Enhanced photoelectrochemical water-splitting performance of SrNbO2N photoanodes using flux-assisted synthesis method and surface defect management

Perovskite SrNbO2N particles were directly synthesized using a one-step thermal nitridation method with chloride flux and subsequently annealed under an inert Ar flow. By suitable adjustment of the flux synthesis parameters, including the nitridation temperature and the composition of the molten salt, preferable experimental conditions were found to suppress the formation of surface Nb defects and obtain samples with high crystallinity. The different SrNbO2N photoanodes were fabricated using the electrophoretic deposition (EPD) method followed by necking treatment.
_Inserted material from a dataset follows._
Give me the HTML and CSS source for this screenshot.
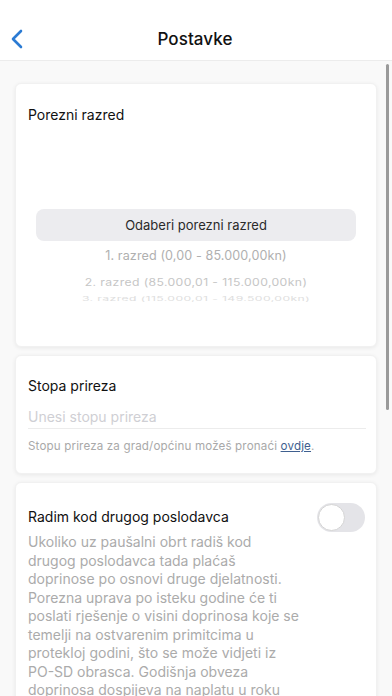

The SrNbO2N photoanode prepared using the optimum experimental conditions (nitridation temperature: 850 degrees C, a molar ratio of flux SrCl2:KCl = 2:1) exhibited the highest photocurrent density of 2.0 mA cm(-2) at 1.23 V-RHE under simulated sunlight (AM 1.5G 100 mW cm(-2)) in a 1 M NaOH electrolyte. In comparison, the other highly defective SrNbO2N photoanodes demonstrated an unsatisfactory water oxidation performance, which demonstrates the necessity to reduce the destructive effect of defects in order to achieve a higher photocurrent density.